The Direct Materials Budget, the direct labor budget, and the manufacturing overhead budget make up the Manufacturing cost Budget. Each of the three budgets is explained in brief below:
Direct Material Budget
The materials required for the production schedule are estimated. Purchases are then made of the materials required depending upon the production cycle. Also, if the materials can be stored, with moderate cost, they can be purchased in large quantities when the prices are reasonable. Normally organizations try to keep reasonable levels of materials to match production requirements.
The Direct Labor Budget
In the preparation of the direct labor budget, production requirements are translated into labor requirements. The labor hours required to manufacture the product are estimated from the production budget. The standards hours are calculated from past records or past performance and are then adjusted for set-up time, idle time and other changes that may have taken place.
The Labour Hours are then multiplied by the various hourly labor rate to arrive at the total estimated labour cost.

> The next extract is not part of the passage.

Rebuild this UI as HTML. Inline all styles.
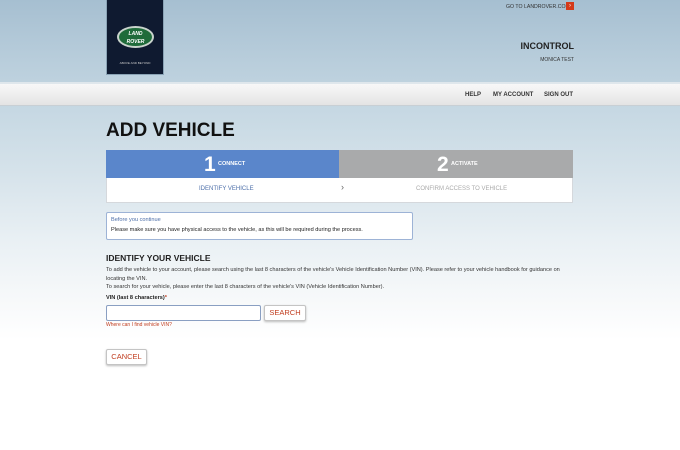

The Manufacturing Overhead Budget
The Manufacturing Overhead budget is made up of three important parts: (i) Indirect Materials, (ii) Indirect labour; and (iii) Indirect expenses like power, depreciation, repairs and maintenance, taxes, insurance, etc.
This budget provides management with ways and means of controlling overhead cost. For example, a small saving in one department, when multiplied for all other departments, may result in a substantial amount of savings for the entire organization. The direct material and direct labour costs are normally fixed in advance and management has not much say in controlling these costs.